Guillermo del Toro. With a prolific and varied resume as a director, writer and producer, he steps behind the helm as both writer and director in his most ambitious project of his career. With an impressive $190 million budget to play with, he veers slightly away from his usual western comic adaptations (Blade II and his pair of Hellboy movies) to attempt a big summer blockbuster based on the Japanese love of Kaiju and Jaeger – Giant Monsters vs Giant Robots.
Set in the present time, we are informed at the start of the film that a rift between dimensions has opened due to shifting of the tectonic plates in the deep Pacific Ocean, and no more than seconds in we see our first Kaiju attack, with San Francisco’s iconic Golden Gate Bridge completely destroyed setting the tone for the devastation to come. After the first invader is defeated only by the use of nuclear weapons, following similar attacks in Manila and Cabo world leaders realise these aren’t isolated events, and that nuclear strikes alone wont stop this invasion and the Jaeger project is born.

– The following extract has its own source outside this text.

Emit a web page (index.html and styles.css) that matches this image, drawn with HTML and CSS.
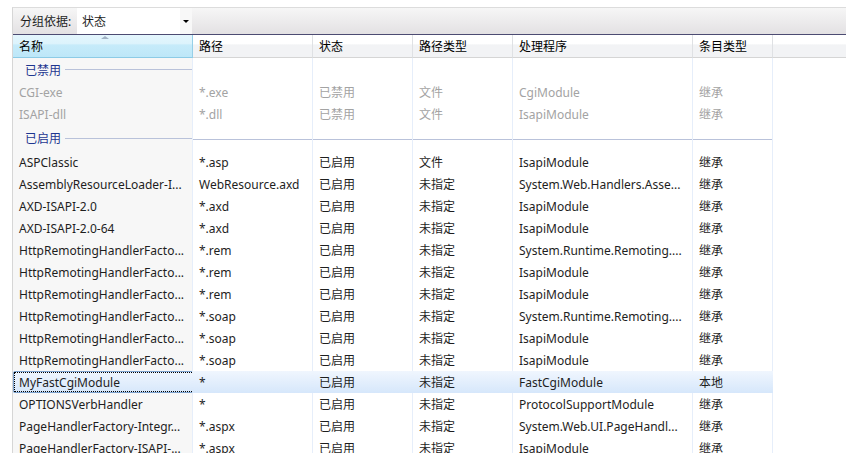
FILE: index.html
```html
<!DOCTYPE html>
<html lang="zh-CN">
<head>
  <meta charset="UTF-8">
  <title>处理程序映射</title>
  <link rel="stylesheet" href="styles.css">
</head>
<body>
  <div class="panel">
    <div class="toolbar">
      <span class="tb-label">分组依据:</span>
      <div class="combo">
        <span class="combo-text">状态</span>
        <span class="combo-btn"><span class="arrow"></span></span>
      </div>
    </div>

    <table class="list">
      <thead>
        <tr>
          <th class="c1 sorted">名称<span class="sort"></span></th>
          <th class="c2">路径</th>
          <th class="c3">状态</th>
          <th class="c4">路径类型</th>
          <th class="c5">处理程序</th>
          <th class="c6">条目类型</th>
          <th class="c7"></th>
        </tr>
      </thead>
      <tbody>
        <tr class="group first">
          <td class="gl"><div class="gwrap"><span class="gname">已禁用</span><span class="gline"></span></div></td>
          <td></td><td></td><td></td><td></td><td></td><td></td>
        </tr>
        <tr class="off"><td>CGI-exe</td><td>*.exe</td><td>已禁用</td><td>文件</td><td>CgiModule</td><td>继承</td><td></td></tr>
        <tr class="off"><td>ISAPI-dll</td><td>*.dll</td><td>已禁用</td><td>文件</td><td>IsapiModule</td><td>继承</td><td></td></tr>
        <tr class="group">
          <td class="gl"><div class="gwrap"><span class="gname">已启用</span><span class="gline"></span></div></td>
          <td></td><td></td><td></td><td></td><td></td><td></td>
        </tr>
        <tr><td>ASPClassic</td><td>*.asp</td><td>已启用</td><td>文件</td><td>IsapiModule</td><td>继承</td><td></td></tr>
        <tr><td>AssemblyResourceLoader-I...</td><td>WebResource.axd</td><td>已启用</td><td>未指定</td><td>System.Web.Handlers.Asse...</td><td>继承</td><td></td></tr>
        <tr><td>AXD-ISAPI-2.0</td><td>*.axd</td><td>已启用</td><td>未指定</td><td>IsapiModule</td><td>继承</td><td></td></tr>
        <tr><td>AXD-ISAPI-2.0-64</td><td>*.axd</td><td>已启用</td><td>未指定</td><td>IsapiModule</td><td>继承</td><td></td></tr>
        <tr><td>HttpRemotingHandlerFacto...</td><td>*.rem</td><td>已启用</td><td>未指定</td><td>System.Runtime.Remoting....</td><td>继承</td><td></td></tr>
        <tr><td>HttpRemotingHandlerFacto...</td><td>*.rem</td><td>已启用</td><td>未指定</td><td>IsapiModule</td><td>继承</td><td></td></tr>
        <tr><td>HttpRemotingHandlerFacto...</td><td>*.rem</td><td>已启用</td><td>未指定</td><td>IsapiModule</td><td>继承</td><td></td></tr>
        <tr><td>HttpRemotingHandlerFacto...</td><td>*.soap</td><td>已启用</td><td>未指定</td><td>System.Runtime.Remoting....</td><td>继承</td><td></td></tr>
        <tr><td>HttpRemotingHandlerFacto...</td><td>*.soap</td><td>已启用</td><td>未指定</td><td>IsapiModule</td><td>继承</td><td></td></tr>
        <tr><td>HttpRemotingHandlerFacto...</td><td>*.soap</td><td>已启用</td><td>未指定</td><td>IsapiModule</td><td>继承</td><td></td></tr>
        <tr class="selected"><td><span class="focus"></span>MyFastCgiModule</td><td>*</td><td>已启用</td><td>未指定</td><td>FastCgiModule</td><td>本地</td><td></td></tr>
        <tr><td>OPTIONSVerbHandler</td><td>*</td><td>已启用</td><td>未指定</td><td>ProtocolSupportModule</td><td>继承</td><td></td></tr>
        <tr><td>PageHandlerFactory-Integr...</td><td>*.aspx</td><td>已启用</td><td>未指定</td><td>System.Web.UI.PageHandl...</td><td>继承</td><td></td></tr>
        <tr><td>PageHandlerFactory-ISAPI-...</td><td>*.aspx</td><td>已启用</td><td>未指定</td><td>IsapiModule</td><td>继承</td><td></td></tr>
      </tbody>
    </table>
  </div>
</body>
</html>
```

FILE: styles.css
```css
body {
  margin: 0;
  background: #fff;
  font-family: "Noto Sans", "Noto Sans CJK SC", sans-serif;
  font-size: 12px;
  color: #1e1e1e;
  overflow: hidden;
}
.panel {
  margin: 7px 0 0 12px;
  border-top: 1px solid #dcdcdc;
  border-left: 1px solid #d6d6d6;
}
.toolbar {
  height: 26px;
  display: flex;
  align-items: center;
  background: linear-gradient(to bottom, #f6f6f6, #e3e1e3);
  border-bottom: 1px solid #4c4b72;
}
.tb-label {
  padding-left: 7px;
  width: 57px;
  color: #1e1e1e;
}
.combo {
  height: 26px;
  width: 115px;
  display: flex;
  align-items: center;
  background: #fff;
}
.combo-text {
  flex: 1;
  padding-left: 5px;
}
.combo-btn {
  width: 12px;
  height: 100%;
  background: #f8f8f8;
  display: flex;
  align-items: center;
  justify-content: center;
}
.arrow {
  border-left: 3px solid transparent;
  border-right: 3px solid transparent;
  border-top: 3px solid #000;
}
.list {
  border-spacing: 0;
  table-layout: fixed;
  width: 833px;
}
.list th, .list td {
  box-sizing: border-box;
  padding: 0 6px;
  white-space: nowrap;
  overflow: hidden;
  text-align: left;
  font-weight: normal;
}
.list th {
  height: 23px;
  background: linear-gradient(to bottom, #fff 0, #fff 40%, #f2f3f5 45%, #f2f3f5 100%);
  border-right: 1px solid #dfe1e4;
  border-bottom: 1px solid #d5d5d5;
  color: #000;
  position: relative;
}
.list th.sorted {
  background: linear-gradient(to bottom, #e4f6fd 0, #dcf3fc 40%, #c6ebfa 45%, #bde7f8 100%);
  border-right: 1px solid #96cfe8;
  border-bottom: 1px solid #8ccbe6;
}
.sort {
  position: absolute;
  left: 88px;
  top: 1px;
  border-left: 4px solid transparent;
  border-right: 4px solid transparent;
  border-bottom: 3px solid #a0b2c4;
}
.c1 { width: 180px; }
.c2 { width: 120px; }
.c3 { width: 100px; }
.c4 { width: 100px; }
.c5 { width: 180px; }
.c6 { width: 80px; }
.list th.c7 { border-right: none; }
.list td {
  height: 22px;
  border-right: 1px solid #e6eefa;
}
.list td:first-child {
  background: #f7f7f7;
}
.list td:last-child {
  border-right: none;
  background: #fff;
}
.off td {
  color: #a3a3a3;
}
.group td {
  height: 26px;
  padding: 0;
  background: linear-gradient(to bottom, transparent 53%, #b9c2da 53%, #b9c2da 57%, transparent 57%);
}
.group.first td {
  height: 23px;
  background: linear-gradient(to bottom, transparent 50%, #b9c2da 50%, #b9c2da 54%, transparent 54%);
}
.group td.gl {
  background: #f7f7f7;
}
.gwrap {
  display: flex;
  align-items: center;
}
.gname {
  padding-left: 12px;
  color: #1e3690;
}
.gline {
  flex: 1;
  margin-left: 4px;
  border-top: 1px solid #b9c2da;
}
.selected td {
  background: linear-gradient(to bottom, #f0f6fe, #d6e7fb);
  border-right-color: transparent;
}
.selected td:first-child {
  position: relative;
  background: linear-gradient(to bottom, #f0f6fe, #d6e7fb);
}
.focus {
  position: absolute;
  left: 0;
  top: 0;
  width: 760px;
  height: 22px;
  box-sizing: border-box;
  border: 1px solid #7da2ce;
  border-radius: 2px;
}
.focus::after {
  content: "";
  position: absolute;
  inset: 0;
  border: 1px dotted #000;
}
```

Also known more colloquially as “Mechs,” the idea of giant mechanised robots fighting large monsters is nothing new in cinema, even if not found usually found in western theatres. The slew of fifties movies coming from the far east popularised one of its most revered Kaiju, Godzilla. Along with the likes of Mothra and Gamera, they became household names in the era when science fiction B-movies were all the rage and special effects were limited to men running around scale sets of Tokyo in rubber suits. This formula is even seen in modern day teen shows, with the Japanese Super-Sentai series running since the mid-seventies, its fight scenes spliced into the Power Rangers television shows.

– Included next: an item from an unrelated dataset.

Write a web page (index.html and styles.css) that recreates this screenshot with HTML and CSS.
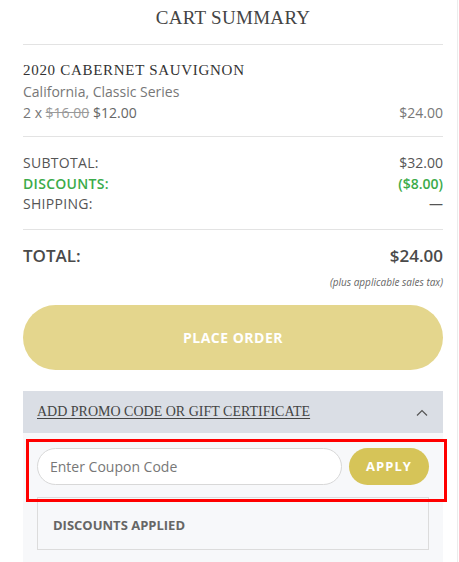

There are no such constraints on del Toro, and his budget has been liberally used by Industrial Light and magic to create a visual feast for the eyes. The mixture of practical effects and sets interspersed with computer generated scenes creates a more realistic feeling than the likes of Michael Bays’ Transfomers, and moreover it is better designed, the machines given a true sense of size and weight as they move.

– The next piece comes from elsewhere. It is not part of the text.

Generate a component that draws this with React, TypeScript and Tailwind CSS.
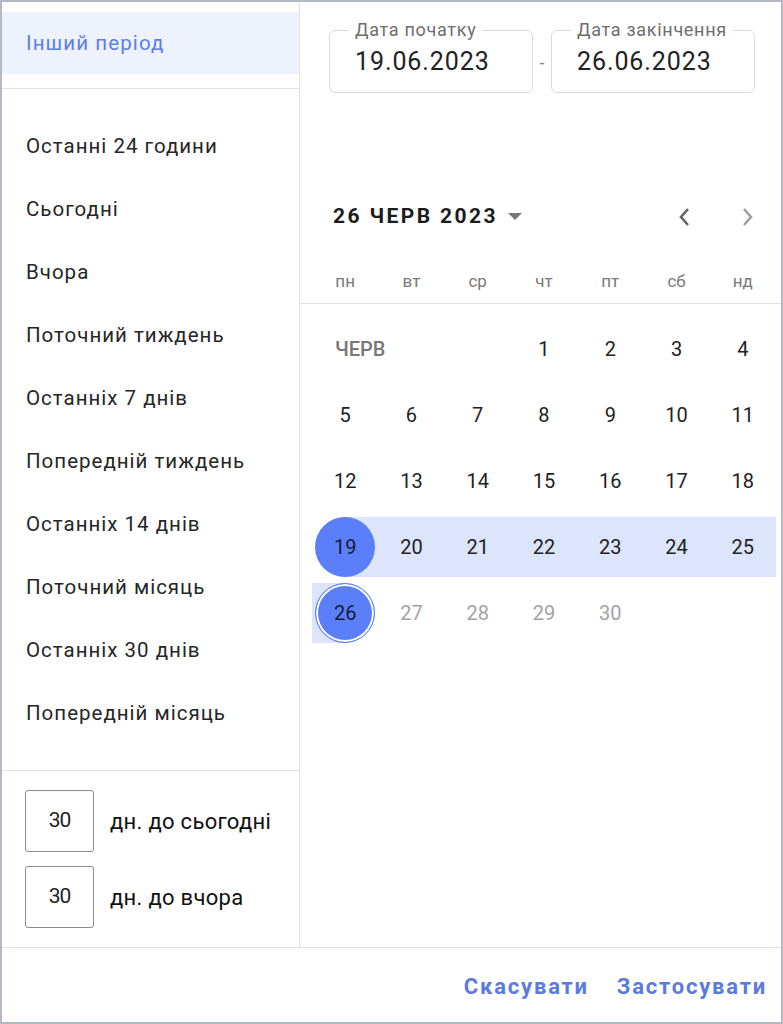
import React from 'react';

const presets = [
  'Останні 24 години',
  'Сьогодні',
  'Вчора',
  'Поточний тиждень',
  'Останніх 7 днів',
  'Попередній тиждень',
  'Останніх 14 днів',
  'Поточний місяць',
  'Останніх 30 днів',
  'Попередній місяць',
];

const weekdays = ['пн', 'вт', 'ср', 'чт', 'пт', 'сб', 'нд'];

type Day = { n: number; kind: 'plain' | 'start' | 'mid' | 'end' | 'off' };

const weeks: Day[][] = [
  [1, 2, 3, 4].map((n) => ({ n, kind: 'plain' as const })),
  [5, 6, 7, 8, 9, 10, 11].map((n) => ({ n, kind: 'plain' as const })),
  [12, 13, 14, 15, 16, 17, 18].map((n) => ({ n, kind: 'plain' as const })),
  [19, 20, 21, 22, 23, 24, 25].map((n) => ({ n, kind: n === 19 ? ('start' as const) : ('mid' as const) })),
  [26, 27, 28, 29, 30].map((n) => ({ n, kind: n === 26 ? ('end' as const) : ('off' as const) })),
];

function DayCell({ day }: { day: Day }) {
  const band =
    day.kind === 'mid'
      ? 'bg-[#dce5fc]'
      : day.kind === 'start'
      ? 'bg-[linear-gradient(to_right,transparent_50%,#dce5fc_50%)]'
      : day.kind === 'end'
      ? 'bg-[linear-gradient(to_right,#dce5fc_50%,transparent_50%)]'
      : '';
  return (
    <div className="h-[66px] flex items-center">
      <div className={`h-[60px] w-full flex items-center justify-center ${band}`}>
        {day.kind === 'start' && (
          <div className="w-[60px] h-[60px] rounded-full bg-[#5a7ff8] flex items-center justify-center text-[#161c3a]">
            {day.n}
          </div>
        )}
        {day.kind === 'end' && (
          <div className="w-[60px] h-[60px] rounded-full bg-[#5a7ff8] border-[1.5px] border-[#5a7ff8] shadow-[inset_0_0_0_2px_white] flex items-center justify-center text-[#161c3a]">
            {day.n}
          </div>
        )}
        {(day.kind === 'plain' || day.kind === 'mid') && <span className="text-[#222]">{day.n}</span>}
        {day.kind === 'off' && <span className="text-[#a3a3a3]">{day.n}</span>}
      </div>
    </div>
  );
}

function DateField({ label, value }: { label: string; value: string }) {
  return (
    <fieldset className="w-[204px] h-[73px] border border-[#dadada] rounded-[6px] pl-[19px] pr-2">
      <legend className="px-[6px] text-[18px] leading-[20px] text-[#6e6e6e] tracking-[0.7px]">{label}</legend>
      <div className="pl-[6px] pt-[7px] text-[25px] leading-[30px] text-[#222] tracking-[0.9px]">{value}</div>
    </fieldset>
  );
}

export default function App() {
  return (
    <div
      className="w-[783px] h-[1024px] border-2 border-[#b5b9c6] bg-white flex flex-col"
      style={{ fontFamily: 'Roboto, "Noto Sans", sans-serif' }}
    >
      <div className="flex flex-1 min-h-0">
        {/* presets */}
        <div className="w-[298px] border-r border-[#e2e2e2] flex flex-col">
          <div className="pt-[10px] pb-[14px] border-b border-[#e2e2e2]">
            <div className="h-[62px] bg-[#eef2fd] flex items-center pl-[24px] text-[20.5px] text-[#5b7fe6] tracking-[1.1px]">
              Інший період
            </div>
          </div>
          <div className="flex-1 pt-[26px]">
            {presets.map((p) => (
              <div key={p} className="h-[63px] flex items-center pl-[24px] text-[20.5px] text-[#262626] tracking-[1px]">
                {p}
              </div>
            ))}
          </div>
          <div className="border-t border-[#e2e2e2] px-[23px] pt-[19px] pb-[19px] flex flex-col gap-[14px]">
            {['дн. до сьогодні', 'дн. до вчора'].map((t) => (
              <div key={t} className="flex items-center gap-[16px]">
                <div className="w-[69px] h-[62px] border border-[#8a8a8a] rounded-[3px] flex items-center justify-center text-[21px] text-[#222] tracking-[-1px]">
                  30
                </div>
                <span className="text-[22px] text-[#111] tracking-[0.3px]">{t}</span>
              </div>
            ))}
          </div>
        </div>

        {/* calendar */}
        <div className="flex-1 flex flex-col">
          <div className="flex items-center pl-[29px] pt-[18px]">
            <DateField label="Дата початку" value="19.06.2023" />
            <span className="w-[18px] text-center text-[18px] text-[#888] mt-[12px]">-</span>
            <DateField label="Дата закінчення" value="26.06.2023" />
          </div>

          <div className="mt-[100px] h-[48px] flex items-center pl-[33px] pr-[26px]">
            <span className="text-[21px] font-bold text-[#1c1c1c] tracking-[2.4px]">26 ЧЕРВ 2023</span>
            <svg width="14" height="8" viewBox="0 0 14 8" className="ml-[10px]">
              <path d="M0 0 L14 0 L7 7 Z" fill="#777" />
            </svg>
            <div className="flex-1" />
            <svg width="14" height="22" viewBox="0 0 14 22" className="mr-[50px]">
              <path d="M11 3 L4 11 L11 19" stroke="#666" strokeWidth="2.6" fill="none" />
            </svg>
            <svg width="14" height="22" viewBox="0 0 14 22">
              <path d="M3 3 L10 11 L3 19" stroke="#a0a0a0" strokeWidth="2.6" fill="none" />
            </svg>
          </div>

          <div className="mt-[19px] h-[44px] border-b border-[#e2e2e2] pl-[12px] pr-[5px] grid grid-cols-7 items-center">
            {weekdays.map((w) => (
              <div key={w} className="text-center text-[17px] text-[#7a7a7a]">
                {w}
              </div>
            ))}
          </div>

          <div className="pt-[12px] pl-[12px] pr-[5px] grid grid-cols-7 text-[20px] text-center">
            <div className="col-span-3 h-[66px] flex items-center pl-[23px] text-[20px] font-medium text-[#777]">ЧЕРВ</div>
            {weeks.map((w) => w.map((d) => <DayCell key={d.n} day={d} />))}
          </div>
        </div>
      </div>

      <div className="h-[75px] border-t border-[#e2e2e2] flex items-center justify-end gap-[28px] pr-[14px] pt-[3px]">
        <button className="text-[22px] font-bold text-[#5b7be0] tracking-[1.8px]">Скасувати</button>
        <button className="text-[22px] font-bold text-[#5b7be0] tracking-[1.8px]">Застосувати</button>
      </div>
    </div>
  );
}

Such is the size and scale of the Jaegers that in order to operate them a human must be plugged into their mainframe, and it is these paired operators who are the focus of the film. Essentially sharing one mind together in a process called “drifting,” the pilots must be attuned to each other in order to fight and function as one.
The film shies away from the implied worldwide devastation, instead focusing on last remaining Jaegers after years of battle, on the bonding of the pilots and the personal missions that spur them into battle. The story is linear and predictable, and follows a similar arcs to that of Independence Day; in fact Idris Elba’s rousing speech as Ranger Marshall Stacker Pentecost is reminiscent of Bill Pullman’s equivalent presidential spiel in that film. Other disaster movies are homaged alongside the nods to the original Kaiju films, and as we move from one fight to the next our pilots look for ways to defeat the menace, whilst the science team looks to the real motivations behind the attack.
The cast are largely drawn from television, with Sons of Anarchy’s Charlie Hunnam leading the pilots alongside Hollywood newcomer Rinko Kikuchi as his replacement drifter Mako Mori. Known lately for playing Heimdall inThor as well as BBC’s Luther, Elba delivers the expected solid performance, with Hellboy himself, Ron Perlman, putting in a likeable cameo as Hannibal Chau, an opportunistic black market peddler of Kaiju wares. Unfortunately Charlie Day and Torchwood’s Burn Gorman’s characters are tiresome buffoons, their intrusive supposedly comic antics cluttering up scenes with a depiction of scientists as socially incapable monomaniacs as egregious as that which Michael Bay put onscreen in Armageddon.
At over two hours, the film is stretched by improbable battles and bouts of machismo as mankind struggles to deal with the alien threat and establish a pecking order within the ranks, though easily half the running time could have been trimmed had the Jaegers and their support vessels been sensibly equipped with weaponry rather than attempting to subdue the invaders with wrestling moves.
The 3D is one of the superior examples of the last few years whilst the soundtrack from Game of Thrones’ Ramin Djawadi helps set the atmosphere. There are a few little extras for observant fan boys such as Ellen McLain as the voice of the computer interface, a role she also played in the Portal videogame.
Obviously a more commercial work than The Devil‘s Backbone or Pan‘s Labyrinth, with plans for a sequel on the way alongside Godzilla’s return to celluloid, hopefully this will be a learning curve for del Toro to perfect his formula for the next chapter, or better still, if the film is successful it may finally allow him to adapt H P Lovecraft’s At the Mountains of Madness.